We don’t really know Barack the man – only what his public relations team choose to tell us,  but he starts with the advantage of not having a political history.  Unlike Clinton, he doesn’t have shadows to air brush out.  Unlike Bush, he doesn’t have relatives.  Unlike McCain, he is not tarnished by an unpopular war and the failure of a  previous republican nomination.  His is a blank canvas – an opportunity to create a public relations masterpiece, a dazzling image that will propel him to apotheosis.   

 

So everything is strategy,  a PR opportunity;  a visit to a factory in Detroit,  a school in Texas, a film set in Los Angeles,  a tour of European cities,  a speech in Berlin reminiscent of JFK,  a meeting with Sarkozy, a photograph with Gordon Brown – a useful contrast!  He doesn’t have to say that much.  In fact the less he says the better – every utterance will be picked over by the media vultures.  He just has to look the part. And so far, he has done it very well. 

 

It should be a foregone conclusion.  Obama looks like a God – McCain looks like grandpa.  But public opinion is so fickle.  Would-be Gods can be destroyed by one unfortunate error.  Maybe the timing of his European visit was presumptuous,  but the biggest area of risk concerns his attitude to The Middle East.  Hilary Clinton wanted to bomb Iran,  Obama wants to talk.  Obama got the nomination, but did he really capture the mood of his country?  The difficulty is that whatever Gods-elect say will be used by their detractors to undermine the image.  The cartoon in The New Yorker brilliantly captured brilliantly the fears of the waverers.  It showed Obama in the Oval Office, dressed in an Arab robe and turban, exchanging a fist bump with Michelle, who is dressed in the battle fatigues of The Black Power movement.  The stars and stripes are burning in the grate. 

 

Obama sounds awfully like Osama – just change one letter.  It anything stalls his campaign, that will.  It is so unfair.  Obama has been so measured in his comments about The Middle East.

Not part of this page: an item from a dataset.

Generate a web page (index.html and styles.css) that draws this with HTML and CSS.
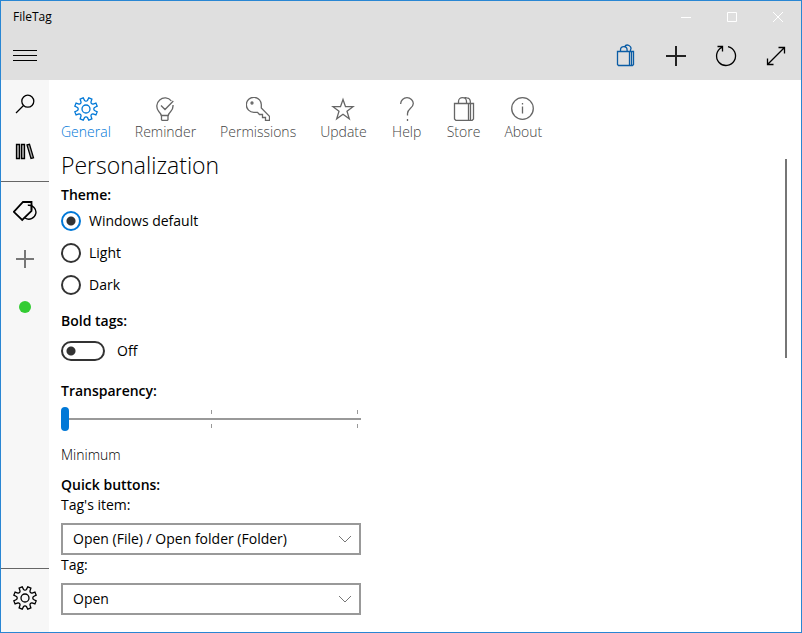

The man has shown the qualities of a statesman.  But this isn’t about the real man.  The election of Gods is all about image. 

 

We confer so much power on our leaders, they cannot appear anything other than Gods if they are to retain support.  They may well be elected on a wave of adoration, but it is so difficult to maintain that level once the reality of everyday politics sets in.  How can you appear like a God, when you trying to broker a deal between the unions and the public sector, or when you are having to make concessions with China on carbon emissions, or when you feel forced for diplomatic reasons to ignore violations of human rights in Chile? 

 

It is easier if there is a crisis.  JFK exhibited God-like invincibility s in his dangerous but successful brinkmanship over the delivery of nuclear missiles to Cuba.    Margaret Thatcher had her great symbolic victory in The Falkland Islands.  ‘Rejoice, rejoice!’, the warrior goddess cried at the moment of victory.  And then she faced down the miners, whose leader, King Arthur was overburdened with the clay of hubris.  Her success was in choosing who to pick a fight with.  Gods and Goddesses must appear invincible if they are to last.  Their God-like reputation is but a veneer.  Scratch it and the image is lost forever. 

 

Remember the broken statue of Saddam after the last Iraq war.   It was shock to see that it was …. H O L L O W !    I first heard of Saddam when I was invited to my then research fellow to attend a reception organised by the Iraqi students.  It was an elaborate PR exercise.  A film depicted smiling images of a be-whiskered, beneficent leader holding babies, talking to farmers, visiting a power station, greeting other Arab leaders. Yet just months before, he had committed genocide against the Kurds in the far north of his country – though of course we didn’t know that then. 

 

I fear that in the excitement to get him elected,  Obama is being built up too high.  How can he possibly hold all the hopes, aspirations and projections that people are heaping on him?  With America about to lose its status as the sole world superpower,  Obama is seen as its saviour.  But if he is elected, sooner or hopefully later, people will see Barack Obama for what he is, a clever young lawyer of mixed race and underprivileged background, who has worked hard, showed a degree of political cunning and knows how to present himself.  And they will feel deceived and hate him for his humanity.  Even one as gifted as Barack Obama will not be able to solve the credit crunch or prevent terrorism and with every apparent failure, some of the gold leaf will flake off his image.  He will begin to look – well ordinary.   

 

The election of a political leader is like falling in love. It is a state of idealisation. We imbue our leaders with all our hopes and aspirations. We make of them everything we have ever desired.  They are the one. But after we have committed to them, we gradually come to realise that they are not perfect; they are perhaps a touch too arrogant.  We begin to notice a few disagreeable habits.  They might not even be as scrupulous and honest as we thought they were.  And they seem to care more for remaining in power than they do for our concerns. 

 

We demand absolute standards from our Gods.  If they are too human and they let us down, we hate them. And so, column inch by column inch, they have, as Gods, to be destroyed.  

 

So Obama must fail.  They all do.  It is inevitable.  One can only hope that his fall of grace, when it happens, is a long decline into boredom and inconsequence – with the machinery of state being competently managed by the administrators.  It is unlikely that American democracy would permit their leaders to act out the myth of their own omnipotence and become tyrants, but there is a danger is that the edifice that is Obama may be so high and excite so much fear among his more reactionary opponents, that when it falls to earth, the damage will extend far and wide.   

 

Despite that,  I do hope he gets elected.  The inauguration of America’s first non pure white president will send a powerful message of racial integration thoughout the world, affirming the United States as a dominant moral force for peace and stability throughout the world.  My wish is that he won’t be forced to compromise his basic humanity and will prove a great leader.